When Sharon arrived for his meeting with Solender, he found Dan Taub, the firm's head of litigation, in Solender's office. “I am here as a partner at Bear Stearns to tell you about why I'm concerned,” Sharon told the two men. “I am here because I think we have a very big problem, and if we don't address it head-on, it's going to spin out of control. Here's where I think we have a problem. It's not just because we have a lot of loyal, great customers that are very influential that are at risk of losing a lot of money in something they thought was a very low-risk, low-volatility investment. And by the way, guys, I am an investor in this fund also.” He took the sheaf of monthly statements that he had assembled and showed the two Bear Stearns lawyers month after month of Cioffi's commentaries about his high level of concern about the riskiness of various mortgage securities in the market and how he was avoiding those securities as a result. “You've got to understand something,” Sharon told Solender and Taub. “This guy has been predicting in print month after month Armageddon,
telling you he's avoiding the 2006 vintage, and on and on and on and on, and as it turns out, this guy jumped into a volcano.”

Sharon showed the lawyers the “collateral summary” on the back of each monthly statement that listed the breakdown of the securities in which the fund invested. “It would say,” Sharon recalled, “22 percent high-yield, 12 percent high-grade—and this is the smoking gun—the March 2006 collateral summary shows 6 percent subprime mortgage exposure.” Sharon even remembered one of his clients who agreed to invest $250,000 into the hedge funds in April 2007 based upon the fact that the March 2007 summary showed that only 6 percent of the funds were invested in subprime mortgages. The truth was very different. In June, as the funds were rapidly dissipating, Bear Stearns issued a document called “Talking Points” for how brokers should talk to their clients who had invested in the funds. The document posed typical questions and then answered them. One of the questions deemed likely to be asked was: “I thought the fund was diversified, and now it turns out it seems to have had a fair amount of exposure to the subprime mortgage market.
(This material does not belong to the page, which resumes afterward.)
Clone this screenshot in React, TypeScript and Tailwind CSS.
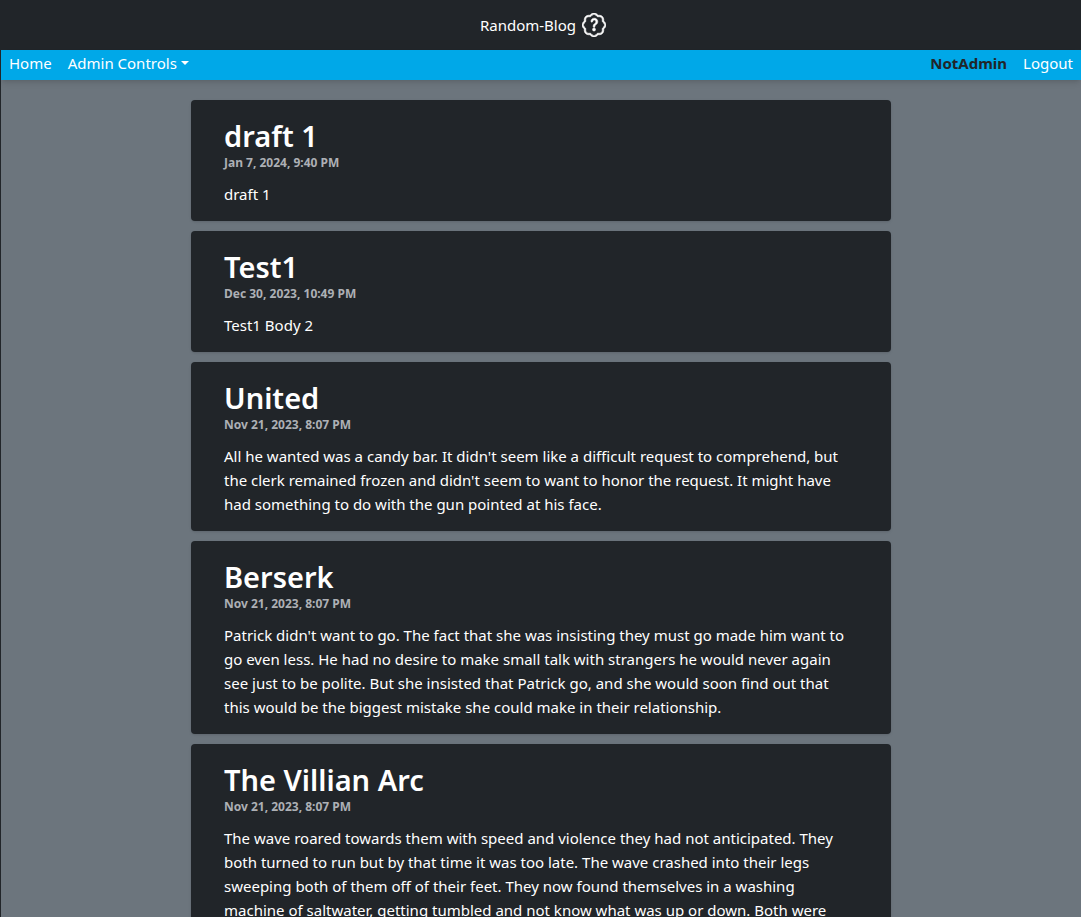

What exactly was the exposure?” The answer: “60 percent.” “What became clear is that this fund was 60 percent exposed to the subprime mortgage market,” Sharon said.
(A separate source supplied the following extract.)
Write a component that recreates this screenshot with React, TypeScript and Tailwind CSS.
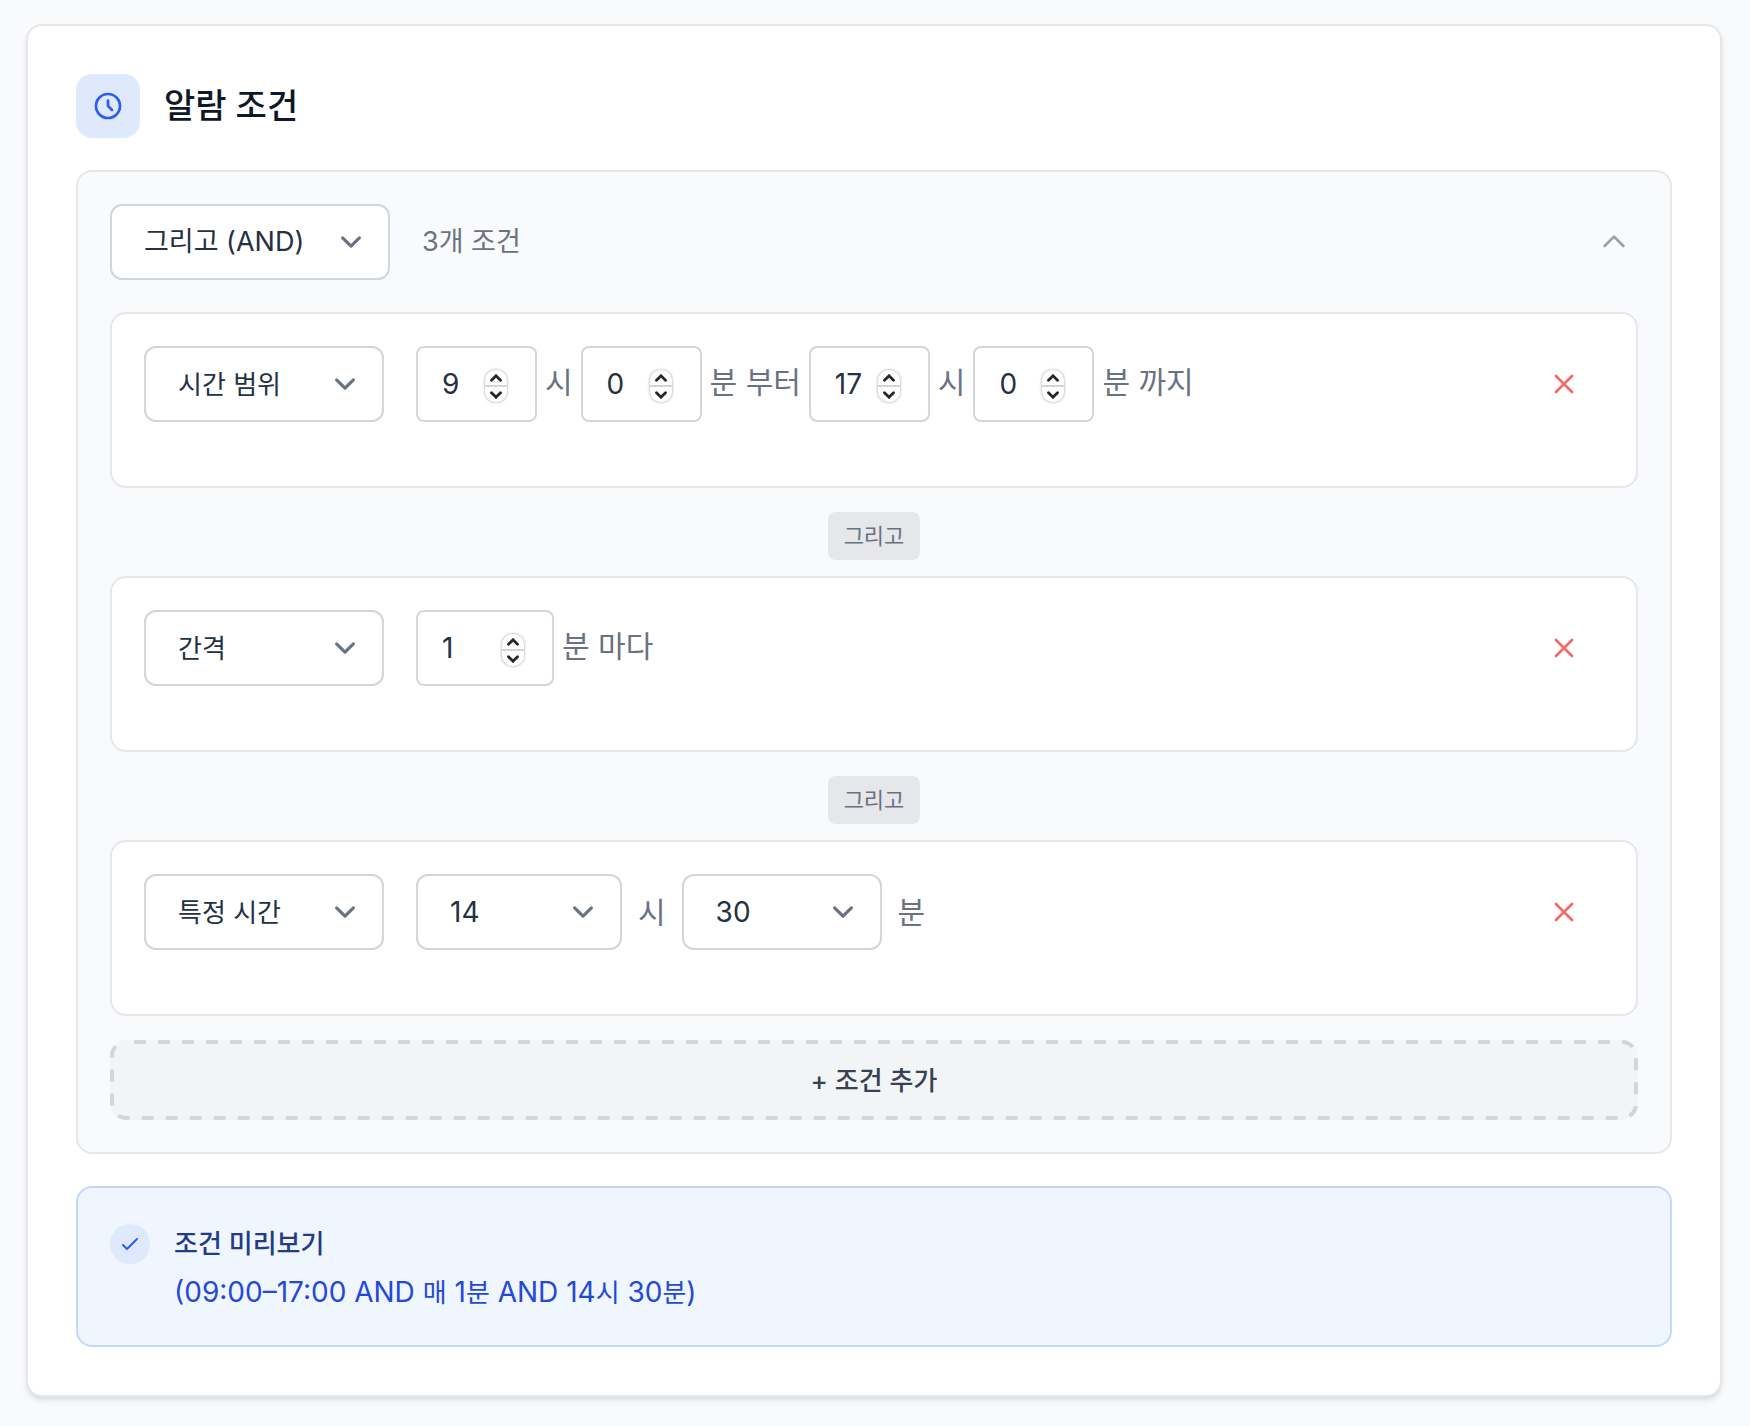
import React, { useState } from "react";

const LABEL = "text-[30px] leading-12 text-gray-500";

const CLOCK = "M12 8v4l3 3m6-3a9 9 0 11-18 0 9 9 0 0118 0z";
const CROSS = "M6 18L18 6M6 6l12 12";
const CHEVRON_UP = "M5 15l7-7 7 7";
const CHECK = "M5 13l4 4L19 7";

const Icon = ({ d, className }: { d: string; className: string }) => (
  <svg
    className={className}
    fill="none"
    stroke="currentColor"
    viewBox="0 0 24 24"
    aria-hidden="true"
  >
    <path strokeLinecap="round" strokeLinejoin="round" strokeWidth={2} d={d} />
  </svg>
);

interface SelectProps {
  label: string;
  options: string[];
  value: string;
  className: string;
}

const Select = ({ label, options, value, className }: SelectProps) => {
  const [selected, setSelected] = useState(value);

  return (
    <div className={`relative h-19 ${className}`}>
      <select
        aria-label={label}
        value={selected}
        onChange={(e) => setSelected(e.target.value)}
        className="h-full w-full appearance-none rounded-xl border-2 border-gray-300 bg-white pr-16 pl-8 text-[#233142]"
      >
        {options.map((option) => (
          <option key={option}>{option}</option>
        ))}
      </select>
      <svg
        className="pointer-events-none absolute inset-y-0 right-[18px] my-auto size-[42px] text-gray-500"
        fill="none"
        stroke="currentColor"
        viewBox="0 0 20 20"
        aria-hidden="true"
      >
        <path
          strokeLinecap="round"
          strokeLinejoin="round"
          strokeWidth={1.5}
          d="M6 8l4 4 4-4"
        />
      </svg>
    </div>
  );
};

interface NumberInputProps {
  label: string;
  value: number;
  max: number;
  className: string;
}

const NumberInput = ({ label, value, max, className }: NumberInputProps) => {
  const [current, setCurrent] = useState(value);
  const step = (by: number) =>
    setCurrent((prev) => Math.min(max, Math.max(0, prev + by)));

  return (
    <div
      className={`flex h-19 items-center rounded-lg border-2 border-gray-300 bg-white pr-7 pl-6 ${className}`}
    >
      <input
        type="number"
        aria-label={label}
        min={0}
        max={max}
        value={current}
        onChange={(e) => setCurrent(Number(e.target.value))}
        className="w-full min-w-0 flex-1 [appearance:textfield] text-[28px] text-[#233142] outline-none [&::-webkit-inner-spin-button]:appearance-none"
      />
      <div className="mt-1 flex h-8 w-[22px] shrink-0 flex-col divide-y-2 divide-neutral-300 rounded-[10px] bg-white shadow-[0_0_3px_rgba(0,0,0,0.4)]">
        <button
          type="button"
          aria-label={`${label} 증가`}
          onClick={() => step(1)}
          className="flex flex-1 items-center justify-center"
        >
          <svg className="h-2 w-3" viewBox="0 0 12 8" fill="none">
            <path
              d="M1.5 6.2L6 1.8l4.5 4.4"
              stroke="#262626"
              strokeWidth="2.8"
              strokeLinecap="round"
            />
          </svg>
        </button>
        <button
          type="button"
          aria-label={`${label} 감소`}
          onClick={() => step(-1)}
          className="flex flex-1 items-center justify-center"
        >
          <svg className="h-2 w-3" viewBox="0 0 12 8" fill="none">
            <path
              d="M1.5 1.8L6 6.2l4.5-4.4"
              stroke="#262626"
              strokeWidth="2.8"
              strokeLinecap="round"
            />
          </svg>
        </button>
      </div>
    </div>
  );
};

const KINDS = ["시간 범위", "간격", "특정 시간"];
const HOURS = Array.from({ length: 24 }, (_, i) => String(i));
const MINUTES = Array.from({ length: 60 }, (_, i) => String(i));

const Condition = ({
  kind,
  children,
}: {
  kind: string;
  children: React.ReactNode;
}) => (
  <div className="flex items-center justify-between rounded-2xl border-2 border-gray-200 bg-white p-8 pb-16">
    <div className="flex items-center gap-8">
      <Select
        label="조건 종류"
        options={KINDS}
        value={kind}
        className="w-60 text-[26px]"
      />
      {children}
    </div>
    <button
      type="button"
      aria-label="조건 삭제"
      className="px-6 py-4 text-[#f06c68]"
    >
      <Icon d={CROSS} className="size-8" />
    </button>
  </div>
);

const Joiner = () => (
  <div className="flex justify-center pt-6 pb-4">
    <span className="rounded-lg bg-gray-200 px-4 py-2 text-[22px] leading-8 text-gray-500">
      그리고
    </span>
  </div>
);

export default function App() {
  const [open, setOpen] = useState(true);

  return (
    <div className="min-h-screen bg-gray-50 py-6 pr-7 pl-[26px] font-[Inter,'Noto_Sans_CJK_KR',sans-serif]">
      <section className="rounded-2xl border-2 border-gray-200 bg-white p-12 shadow-md">
        <header className="mb-8 flex items-center gap-6">
          <div className="flex size-16 items-center justify-center rounded-2xl bg-[#dfe9fc] text-[#2c5cf2]">
            <Icon d={CLOCK} className="size-8" />
          </div>
          <h3 className="text-[34px] leading-14 font-medium text-gray-900">
            알람 조건
          </h3>
        </header>

        <div className="rounded-2xl border-2 border-gray-200 bg-gray-50 p-8">
          <div className="mb-8 flex items-center justify-between">
            <div className="flex items-center gap-8">
              <Select
                label="논리 연산자"
                options={["그리고 (AND)", "또는 (OR)"]}
                value="그리고 (AND)"
                className="w-70 text-[27px]"
              />
              <span className="text-[27px] text-gray-500">3개 조건</span>
            </div>
            <button
              type="button"
              aria-label="접기"
              aria-expanded={open}
              onClick={() => setOpen(!open)}
              className="p-2 text-gray-400"
            >
              <Icon d={CHEVRON_UP} className="size-8" />
            </button>
          </div>

          {open && (
            <>
              <Condition kind="시간 범위">
                <div className="flex items-center gap-2">
                  <NumberInput label="시작 시" value={9} max={23} className="w-[121px]" />
                  <span className={`${LABEL} pb-1`}>시</span>
                  <NumberInput label="시작 분" value={0} max={59} className="w-[121px]" />
                  <span className={`${LABEL} pb-1`}>분 부터</span>
                  <NumberInput label="종료 시" value={17} max={23} className="w-[121px]" />
                  <span className={`${LABEL} pb-1`}>시</span>
                  <NumberInput label="종료 분" value={0} max={59} className="w-[121px]" />
                  <span className={`${LABEL} pb-1`}>분 까지</span>
                </div>
              </Condition>
              <Joiner />
              <Condition kind="간격">
                <div className="flex items-center gap-2">
                  <NumberInput label="간격 (분)" value={1} max={999} className="w-[138px]" />
                  <span className={`${LABEL} pb-1`}>분 마다</span>
                </div>
              </Condition>
              <Joiner />
              <Condition kind="특정 시간">
                <div className="flex items-center gap-4">
                  <Select label="시" options={HOURS} value="14" className="w-[206px] text-[28px]" />
                  <span className={LABEL}>시</span>
                  <Select label="분" options={MINUTES} value="30" className="w-50 text-[28px]" />
                  <span className={LABEL}>분</span>
                </div>
              </Condition>
            </>
          )}

          <button
            type="button"
            className="relative mt-6 h-20 w-full rounded-2xl bg-gray-100 text-[26px] font-medium text-gray-700"
          >
            {/* border-dashed packs the dashes too tightly, so the outline is drawn */}
            <svg
              className="pointer-events-none absolute inset-0 size-full text-gray-300"
              fill="none"
              aria-hidden="true"
            >
              <rect
                className="h-[calc(100%-4px)] w-[calc(100%-4px)]"
                x="2"
                y="2"
                rx="14"
                stroke="currentColor"
                strokeWidth="4"
                strokeDasharray="12 12"
                strokeDashoffset="-8"
              />
            </svg>
            + 조건 추가
          </button>
        </div>

        <div className="mt-8 flex items-start gap-6 rounded-2xl border-2 border-[#c2d9fc] bg-[#eff6fe] p-8">
          <div className="mt-1 flex size-10 items-center justify-center rounded-full bg-[#dfe9fc] text-[#2c5cf2]">
            <Icon d={CHECK} className="size-6" />
          </div>
          <div>
            <h4 className="text-[26px] leading-12 font-medium text-[#243a8a]">
              조건 미리보기
            </h4>
            <p className="mt-1 text-[28px] leading-10 text-[#2447dc]">
              (09:00–17:00 AND <span className="text-[26px]">매</span> 1
              <span className="text-[26px]">분</span> AND 14
              <span className="text-[26px]">시</span> 30
              <span className="text-[26px]">분</span>)
            </p>
          </div>
        </div>
      </section>
    </div>
  );
}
As best he could explain it to Solender and Taub, Sharon said he informed them that Cioffi had loaded up the fund—which had been marketed as a safe, low-risk fund—with a host of risky securities. On Cioffi's monthly summaries, Sharon told the lawyers, “the asset-backed securities bucket was up to 80 percent. Now, when I grew up in the bond market, asset-backed securities were credit cards and auto loans. Turns out the asset-backed securities bucket was filled up with subprime-backed CDOs, and they were not under the subprime label because that wasn't known at the time when I was having the meeting with the lawyers. But I'm explaining to them this whole manager commentary [about] Armageddon, and they said, ‘Well, but these things all say “internal use only” on them.' I said, ‘The reason they say “internal use only” on them is because I had them printed off on my computer this morning. This is exactly what the clients get in the mail month after month. This is what we've been telling the clients.' Solender didn't say a whole lot. But I think Dan Taub understood the gravity of the situation.”

A
T THE SAME
time as Sharon was meeting with Solender and Taub, Cioffi, Marin, and representatives from Blackstone were meeting again with the funds' repo lenders at the 383 Madison auditorium to present a
new plan designed, Cioffi hoped, to keep the lenders from doing what Merrill Lynch was threatening to do—seizing collateral and selling it into the marketplace. Cioffi's new proposal called for Bear Stearns to provide a $1.5 billion repo line of credit for both funds that would be used to reduce the exposure of the funds' existing repo lenders by about 15 percent on a pro rata basis. Also, there would be a “fresh infusion” of $500 million of unsecured capital, subordinated to the repo lenders and split between the two funds. The new capital, $200 million of which was to be provided by Barclays and the balance of $300 million by an unspecified “consortium” reportedly led by Citigroup, would be used to provide the margin requirements of the existing lenders and for working capital purposes. The third component of the plan was to “sell [fund] assets in an orderly fashion and reduce credit exposure” during the coming year. But then there was Cioffi's “standstill” request to the repo lenders: For one year, the lenders would agree not to request any incremental margin calls or an increase in interest rates for the loans. The lenders would also agree not to sell any of their collateral in the market for one year. Cioffi also wanted the lenders to agree to an interim standstill through June 20 that included all of the previous requests plus a demand that all lenders agree to “pull existing bid lists” from the market and terminate any sales in progress—a demand no doubt directed at Merrill Lynch—with the hope that the lenders would sign the interim standstill virtually immediately. From June 18 to July 2, the proposal would be reduced to legal documents and negotiated, with an expected signing before July 9. “It was insane,” Paul Friedman said. “It was basically ‘We're going to do some sales. We can't tell you what. We're going to terminate some deals that would bring us some cash, and basically we need you to sit still for a year.’” According to the
Wall Street Journal,
both Merrill and JPMorgan “were taken aback” by the one-year standstill proposal but Citigroup, Barclays, and Dresdner Bank were “more amenable.” Said one participant in the meeting: “People had different perceptions of what was important.”